Ostensibly designed to prevent hate speech, safe spaces and their natural product of no-platforming speakers or groups who have controversial views are not helpful. Now, don’t confuse what I’m saying. Hate speech is not acceptable and never will be acceptable. But, and this is a big but, hate speech will exist. As unique individuals there are things that separate all of us. As a 5 foot 7 male I’m fully aware that most men are taller than me, and by the standards of this university, a lot of women too. There are people of different ethnic origin to me, different socio-economic backgrounds to me, different religious backgrounds to me. I’m able to appreciate the things I have in common with my friends and acquaintances at this University but also those differences.

But not everyone does.Not everybody is accepting of people being “different” or out with the “norm” and for as long as we are all different and not a race of androids, hate speech will exist. Whether it stems from personal insecurities, perceived injustices or just plain nastiness, the things that make us unique will be seen pejoratively by some people and used negatively. Whether universities have safe spaces or not, or prevent people from saying things that might offend some of the student body, those people are still out there.

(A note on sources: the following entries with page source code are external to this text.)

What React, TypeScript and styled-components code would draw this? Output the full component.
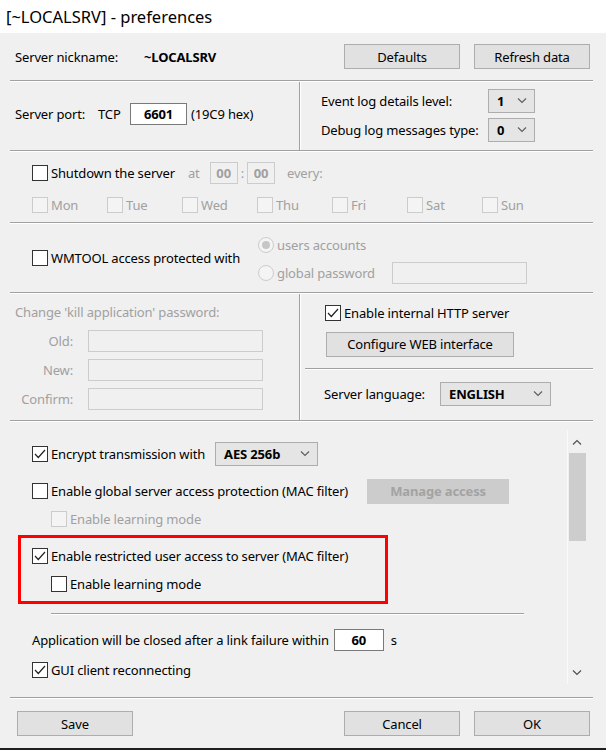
import styled, { createGlobalStyle } from "styled-components";

const GlobalStyle = createGlobalStyle`
  html, body {
    margin: 0;
    padding: 0;
    background: #f0f0f0;
  }
  body {
    font-family: "Noto Sans", "Open Sans", sans-serif;
    font-size: 13px;
    letter-spacing: -0.15px;
    color: #000;
  }
  * { box-sizing: border-box; }
`;

const colors = {
  face: "#f0f0f0",
  button: "#e1e1e1",
  buttonBorder: "#adadad",
  disabledText: "#a0a0a0",
  disabledBorder: "#cccccc",
  etch: "#a0a0a0",
};

const Window = styled.div`
  width: 606px;
  height: 750px;
  background: ${colors.face};
  display: flex;
  flex-direction: column;
  border-bottom: 2px solid #1f1f1f;
  overflow: hidden;
`;

const TitleBar = styled.div`
  height: 33px;
  flex: none;
  background: #fff;
  display: flex;
  align-items: center;
  padding-left: 6px;
  font-size: 16.5px;
  letter-spacing: 0;
  color: #000;
`;

const Body = styled.div`
  flex: 1;
  display: flex;
  flex-direction: column;
  padding: 0 13px 0 10px;
`;

const Separator = styled.div<{ $inset?: number; $width?: number }>`
  flex: none;
  height: 2px;
  border-top: 1px solid ${colors.etch};
  border-bottom: 1px solid #fff;
  margin-left: ${(p) => p.$inset ?? 0}px;
  width: ${(p) => (p.$width ? `${p.$width}px` : "auto")};
`;

const VSeparator = styled.div`
  flex: none;
  width: 2px;
  border-left: 1px solid ${colors.etch};
  border-right: 1px solid #fff;
  align-self: stretch;
`;

const Row = styled.div<{ $h?: number; $pl?: number; $gap?: number; $mt?: number }>`
  display: flex;
  align-items: center;
  height: ${(p) => p.$h ?? 18}px;
  padding-left: ${(p) => p.$pl ?? 0}px;
  margin-top: ${(p) => p.$mt ?? 0}px;
  gap: ${(p) => p.$gap ?? 0}px;
  white-space: nowrap;
`;

const Label = styled.span<{ $disabled?: boolean; $bold?: boolean; $w?: number; $right?: boolean }>`
  color: ${(p) => (p.$disabled ? colors.disabledText : "#000")};
  font-weight: ${(p) => (p.$bold ? 700 : 400)};
  ${(p) => (p.$w ? `width: ${p.$w}px; flex: none;` : "")}
  ${(p) => (p.$right ? "text-align: right;" : "")}
`;

const Button = styled.div<{ $w?: number; $disabled?: boolean }>`
  width: ${(p) => p.$w ?? 116}px;
  height: 25px;
  display: flex;
  align-items: center;
  justify-content: center;
  background: ${(p) => (p.$disabled ? "#cccccc" : colors.button)};
  border: 1px solid ${(p) => (p.$disabled ? "#cccccc" : colors.buttonBorder)};
  color: ${(p) => (p.$disabled ? "#a3a3a3" : "#000")};
  font-weight: ${(p) => (p.$disabled ? 700 : 400)};
  flex: none;
`;

const TextBox = styled.div<{ $w: number; $disabled?: boolean; $center?: boolean }>`
  width: ${(p) => p.$w}px;
  height: 22px;
  flex: none;
  background: ${(p) => (p.$disabled ? colors.face : "#fff")};
  border: 1px solid ${(p) => (p.$disabled ? colors.disabledBorder : "#7a7a7a")};
  color: ${(p) => (p.$disabled ? colors.disabledText : "#000")};
  font-weight: 700;
  display: flex;
  align-items: center;
  justify-content: ${(p) => (p.$center ? "center" : "flex-start")};
`;

const SelectBox = styled.div<{ $w: number }>`
  width: ${(p) => p.$w}px;
  height: 24px;
  flex: none;
  background: #e5e5e5;
  border: 1px solid ${colors.buttonBorder};
  display: flex;
  align-items: center;
  justify-content: space-between;
  padding: 0 7px 0 8px;
  font-weight: 700;
`;

const Chevron = ({ up = false, color = "#606060" }: { up?: boolean; color?: string }) => (
  <svg width="10" height="6" viewBox="0 0 10 6">
    <path
      d={up ? "M1 5.5 L5 1.5 L9 5.5" : "M1 0.5 L5 4.5 L9 0.5"}
      fill="none"
      stroke={color}
      strokeWidth="1.2"
    />
  </svg>
);

const Select = ({ w, value }: { w: number; value: string }) => (
  <SelectBox $w={w}>
    <span>{value}</span>
    <Chevron />
  </SelectBox>
);

const Box = styled.div<{ $disabled?: boolean }>`
  width: 16px;
  height: 16px;
  flex: none;
  background: ${(p) => (p.$disabled ? "#f4f4f4" : "#fff")};
  border: 1px solid ${(p) => (p.$disabled ? colors.disabledBorder : "#333")};
  display: flex;
  align-items: center;
  justify-content: center;
  margin-right: 3px;
`;

const Check = ({
  checked = false,
  disabled = false,
  label,
}: {
  checked?: boolean;
  disabled?: boolean;
  label: string;
}) => (
  <>
    <Box $disabled={disabled}>
      {checked && (
        <svg width="12" height="10" viewBox="0 0 12 10">
          <path d="M1 5 L4.3 8.5 L11 1" fill="none" stroke="#222" strokeWidth="1.2" />
        </svg>
      )}
    </Box>
    <Label $disabled={disabled}>{label}</Label>
  </>
);

const RadioCircle = styled.div`
  width: 16px;
  height: 16px;
  flex: none;
  border-radius: 50%;
  border: 1px solid ${colors.disabledBorder};
  background: #f4f4f4;
  display: flex;
  align-items: center;
  justify-content: center;
  margin-right: 3px;
`;

const RadioDot = styled.div`
  width: 8px;
  height: 8px;
  border-radius: 50%;
  background: #c6c6c6;
`;

const Radio = ({ checked = false, label }: { checked?: boolean; label: string }) => (
  <>
    <RadioCircle>{checked && <RadioDot />}</RadioCircle>
    <Label $disabled>{label}</Label>
  </>
);

/* header */
const NickRow = styled.div`
  height: 47px;
  flex: none;
  display: flex;
  align-items: center;
  padding: 0 3px 0 5px;
  gap: 14px;
`;

const ButtonGroup = styled.div`
  margin-left: auto;
  display: flex;
  gap: 14px;
`;

const Split = styled.div<{ $h: number }>`
  height: ${(p) => p.$h}px;
  flex: none;
  display: flex;
`;

const LeftPane = styled.div<{ $pt?: number }>`
  width: 289px;
  flex: none;
  display: flex;
  flex-direction: column;
  padding: ${(p) => p.$pt ?? 0}px 0 0 5px;
`;

const RightPane = styled.div<{ $pt?: number }>`
  flex: 1;
  display: flex;
  flex-direction: column;
  padding-top: ${(p) => p.$pt ?? 0}px;
`;

const Section = styled.div<{ $h: number; $pt?: number }>`
  height: ${(p) => p.$h}px;
  flex: none;
  display: flex;
  flex-direction: column;
  padding-top: ${(p) => p.$pt ?? 0}px;
`;

const DayGrid = styled.div`
  display: grid;
  grid-template-columns: repeat(7, 75px);
  padding-left: 22px;
  margin-top: 12px;
  height: 18px;
`;

const Day = styled.div`
  display: flex;
  align-items: center;
`;

const WmtoolSection = styled.div`
  height: 68px;
  flex: none;
  display: flex;
  align-items: center;
  padding-left: 22px;
`;

const RadioColumn = styled.div`
  display: flex;
  flex-direction: column;
  margin-left: 18px;
  gap: 6px;
  padding-top: 2px;
`;

const PassGrid = styled.div`
  display: grid;
  grid-template-columns: 58px 175px;
  column-gap: 15px;
  row-gap: 7px;
  margin-top: 9px;
  align-items: center;
`;

/* scrolled options */
const ScrollArea = styled.div`
  height: 275px;
  flex: none;
  display: flex;
`;

const ScrollContent = styled.div`
  flex: 1;
  overflow: hidden;
  padding: 20px 0 0 8px;
  display: flex;
  flex-direction: column;
`;

const Highlight = styled.div`
  width: 370px;
  height: 69px;
  flex: none;
  margin-top: 7px;
  border: 3px solid #ff0000;
  padding: 6px 0 0 11px;
  display: flex;
  flex-direction: column;
`;

const ScrollBar = styled.div`
  width: 19px;
  flex: none;
  margin: 8px 7px 13px 0;
  border-left: 1px solid #fafafa;
  display: flex;
  flex-direction: column;
  align-items: center;
`;

const ScrollArrow = styled.div`
  height: 23px;
  flex: none;
  display: flex;
  align-items: center;
  justify-content: center;
`;

const ScrollThumb = styled.div`
  width: 17px;
  height: 88px;
  flex: none;
  background: #cdcdcd;
`;

const ScrollTrack = styled.div`
  flex: 1;
`;

const Footer = styled.div`
  flex: 1;
  display: flex;
  padding: 12px 3px 0 7px;
  gap: 14px;
`;

const days = ["Mon", "Tue", "Wed", "Thu", "Fri", "Sat", "Sun"];

export default function App() {
  return (
    <>
      <GlobalStyle />
      <Window>
        <TitleBar>[~LOCALSRV] - preferences</TitleBar>
        <Body>
          <NickRow>
            <Label $w={115}>Server nickname:</Label>
            <Label $bold>~LOCALSRV</Label>
            <ButtonGroup>
              <Button>Defaults</Button>
              <Button>Refresh data</Button>
            </ButtonGroup>
          </NickRow>
          <Separator />

          <Split $h={68}>
            <LeftPane $pt={21}>
              <Row $h={22}>
                <Label $w={83}>Server port:</Label>
                <Label $w={32}>TCP</Label>
                <TextBox $w={57} $center>6601</TextBox>
                <Label style={{ marginLeft: 4 }}>(19C9 hex)</Label>
              </Row>
            </LeftPane>
            <VSeparator />
            <RightPane $pt={7}>
              <Row $h={24} $pl={20}>
                <Label $w={167}>Event log details level:</Label>
                <Select w={47} value="1" />
              </Row>
              <Row $h={24} $pl={20} $mt={5}>
                <Label $w={167}>Debug log messages type:</Label>
                <Select w={47} value="0" />
              </Row>
            </RightPane>
          </Split>
          <Separator />

          <Section $h={70} $pt={10}>
            <Row $h={22} $pl={22}>
              <Check label="Shutdown the server" />
              <Label $disabled style={{ marginLeft: 13, marginRight: 10 }}>
                at
              </Label>
              <TextBox $w={28} $disabled $center>
                00
              </TextBox>
              <Label $disabled style={{ margin: "0 3px" }}>
                :
              </Label>
              <TextBox $w={28} $disabled $center>
                00
              </TextBox>
              <Label $disabled style={{ marginLeft: 12 }}>
                every:
              </Label>
            </Row>
            <DayGrid>
              {days.map((d) => (
                <Day key={d}>
                  <Check disabled label={d} />
                </Day>
              ))}
            </DayGrid>
          </Section>
          <Separator />

          <WmtoolSection>
            <Check label="WMTOOL access protected with" />
            <RadioColumn>
              <Row $h={22}>
                <Radio checked label="users accounts" />
              </Row>
              <Row $h={22}>
                <Radio label="global password" />
                <TextBox $w={135} $disabled style={{ marginLeft: 17 }} />
              </Row>
            </RadioColumn>
          </WmtoolSection>
          <Separator />

          <Split $h={126}>
            <LeftPane $pt={9}>
              <Row>
                <Label $disabled>Change 'kill application' password:</Label>
              </Row>
              <PassGrid>
                {["Old:", "New:", "Confirm:"].map((l) => (
                  <>
                    <Label key={l} $disabled $right>
                      {l}
                    </Label>
                    <TextBox key={l + "b"} $w={175} $disabled />
                  </>
                ))}
              </PassGrid>
            </LeftPane>
            <VSeparator />
            <RightPane $pt={10}>
              <Row $pl={24}>
                <Check checked label="Enable internal HTTP server" />
              </Row>
              <Row $h={26} $pl={25} $mt={9}>
                <Button $w={188}>Configure WEB interface</Button>
              </Row>
              <Separator style={{ marginTop: 11, marginLeft: 4 }} />
              <Row $h={23} $pl={23} $mt={12}>
                <Label $w={116}>Server language:</Label>
                <Select w={111} value="ENGLISH" />
              </Row>
            </RightPane>
          </Split>
          <Separator />

          <ScrollArea>
            <ScrollContent>
              <Row $h={24} $pl={14}>
                <Check checked label="Encrypt transmission with" />
                <SelectBox $w={103} style={{ marginLeft: 10 }}>
                  <span>AES 256b</span>
                  <Chevron />
                </SelectBox>
              </Row>
              <Row $h={24} $pl={14} $mt={13}>
                <Check label="Enable global server access protection (MAC filter)" />
                <Button $w={142} $disabled style={{ marginLeft: 19 }}>
                  Manage access
                </Button>
              </Row>
              <Row $pl={33} $mt={7}>
                <Check disabled label="Enable learning mode" />
              </Row>
              <Highlight>
                <Row $mt={3}>
                  <Check checked label="Enable restricted user access to server (MAC filter)" />
                </Row>
                <Row $pl={19} $mt={10}>
                  <Check label="Enable learning mode" />
                </Row>
              </Highlight>
              <Separator $inset={33} $width={473} style={{ marginTop: 9 }} />
              <Row $h={22} $pl={14} $mt={14}>
                <Label>Application will be closed after a link failure within</Label>
                <TextBox $w={50} $center style={{ marginLeft: 5 }}>
                  60
                </TextBox>
                <Label style={{ marginLeft: 7 }}>s</Label>
              </Row>
              <Row $pl={14} $mt={10}>
                <Check checked label="GUI client reconnecting" />
              </Row>
            </ScrollContent>
            <ScrollBar>
              <ScrollArrow>
                <Chevron up color="#505050" />
              </ScrollArrow>
              <ScrollThumb />
              <ScrollTrack />
              <ScrollArrow>
                <Chevron color="#505050" />
              </ScrollArrow>
            </ScrollBar>
          </ScrollArea>
          <Separator />

          <Footer>
            <Button>Save</Button>
            <ButtonGroup>
              <Button>Cancel</Button>
              <Button>OK</Button>
            </ButtonGroup>
          </Footer>
        </Body>
      </Window>
    </>
  );
}
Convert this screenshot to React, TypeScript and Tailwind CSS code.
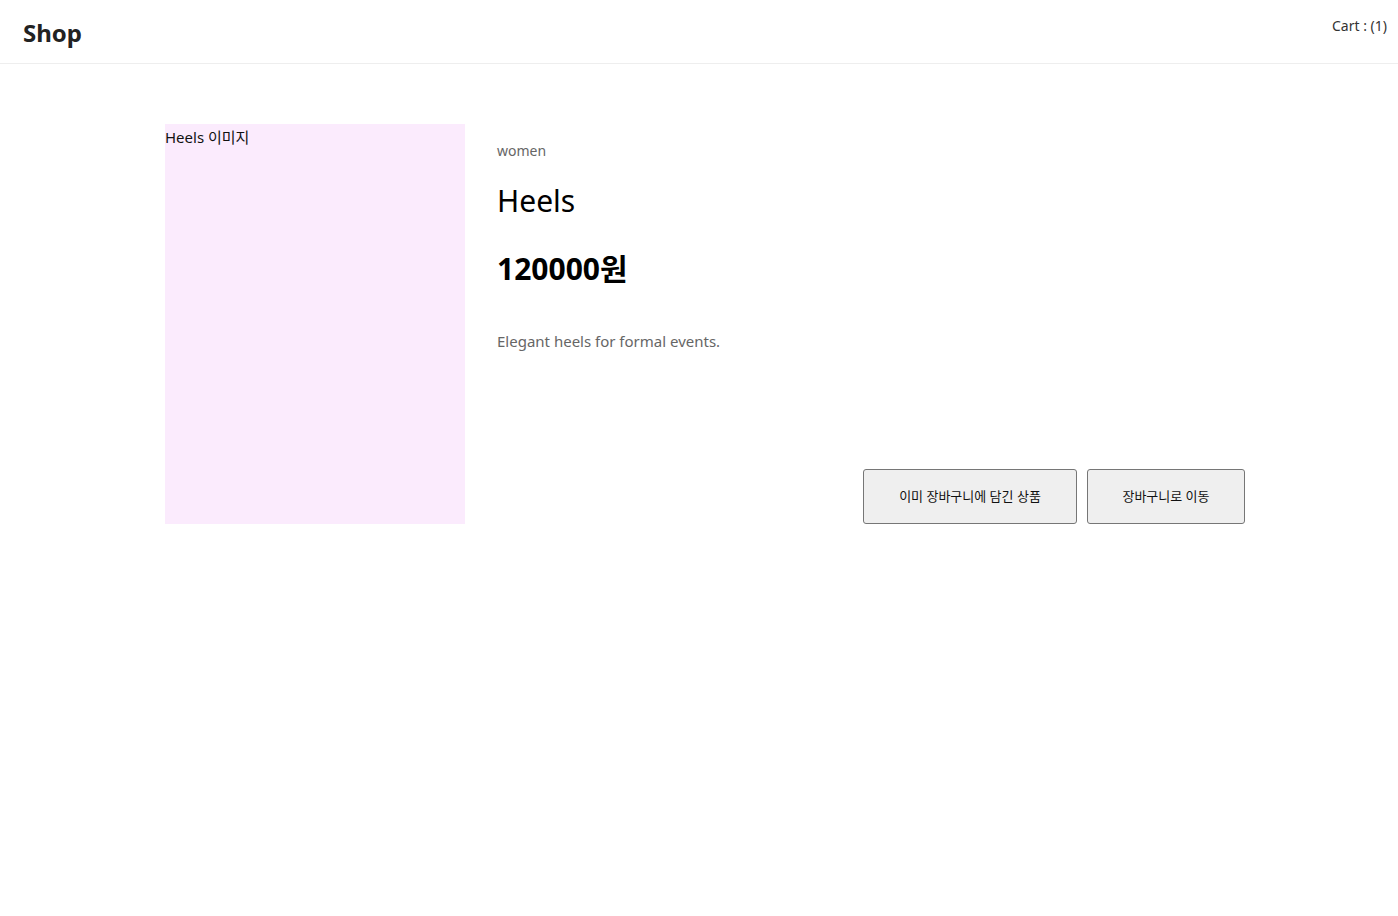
export default function App() {
  return (
    <div className="min-h-screen bg-white text-[#222] font-['Noto_Sans','Noto_Sans_CJK_KR',sans-serif]">
      <header className="flex h-16 items-start justify-between border-b border-[#eeeeee] px-[23px]">
        <h1 className="mt-[17px] text-[24px] font-bold leading-[32px] text-[#222]">Shop</h1>
        <span className="mr-[-12px] mt-[16px] text-[14px] leading-[20px] text-[#333]">Cart : (1)</span>
      </header>

      <main className="ml-[165px] mt-[60px] flex w-[1080px] gap-8">
        <div className="h-[400px] w-[300px] shrink-0 bg-[#fbebfd] text-[15px] leading-[26px] text-[#111]">
          Heels 이미지
        </div>
        <div className="flex flex-1 flex-col pt-[17px]">
          <p className="text-[14px] leading-[20px] text-[#666]">women</p>
          <h2 className="mt-[20px] text-[30px] leading-[40px] text-black">Heels</h2>
          <p className="mt-[28px] text-[30px] font-bold leading-[40px] text-black">120000원</p>
          <p className="mt-[40px] text-[15px] leading-[24px] text-[#666]">Elegant heels for formal events.</p>
          <div className="mt-auto flex justify-end gap-[10px]">
            <button className="h-[55px] w-[214px] rounded-[3px] border border-[#767676] bg-[#efefef] text-[13px] text-[#111]">
              이미 장바구니에 담긴 상품
            </button>
            <button className="h-[55px] w-[158px] rounded-[3px] border border-[#767676] bg-[#efefef] text-[13px] text-[#111]">
              장바구니로 이동
            </button>
          </div>
        </div>
      </main>
    </div>
  )
}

As young people, we should be having passionate discussions about abortion, same-sex adoption, the social issues facing Britain, Brexit and a whole host of other things without taking away one side of the discussion. Yes you may not like what the opposing side has to say, and their tone or opinions may offend you, but does that mean they don’t have the right to have an opinion of their own.

We should be able to sit comfortably and make rational, intelligent arguments about things whilst being in full possession of the facts, having heard out both sides of the debate. If you have a stand on a particular topic or strong feelings about an issue, you should be able to defend them and be able to present them to others in a way that challenges their thinking. Not arguments wrapped in feelings and emotions, which when ripped back are entirely hollow and meaningless. By no-platforming speakers, as some UK universities have done, there is no debate and the institutions that we hold so dear are making the problem worse.

Now, it may sound like I’m extrapolating the issue. But bear with me. Eventually this generation of politicians will be replaced, albeit at varying speeds, by our generation and ones that follow. A cursory glance at the House of Commons will show you that the path to a political career almost certainly comes through university. I’m not saying that’s the way it should be, but that’s the state we find ourselves in now. If our generation of university students aren’t even having the discussions or being exposed to the same multitude of opinions and views that the previous generation were, how can we hope to build a brighter, more inclusive future?

By introducing restrictions into universities on who can and can’t speak, we are trying to force everyone to conform to one set of beliefs. That will only encourage more people to rebel against the perceived orthodoxy and fight back against the “PC brigade.” It will also force those people with extreme views even further towards the periphery. And if that’s the lasting legacy of this current incarnation of liberalism, then we’re just as bad as the repressive regimes of the past that we’ve tried so hard to learn from.

Universities should be places that open minds, than enable discussion and debate, that force us to develop our arguments and beliefs rigorously, not ones that shroud us from views and opinions that still exist outside of the confines of the campus.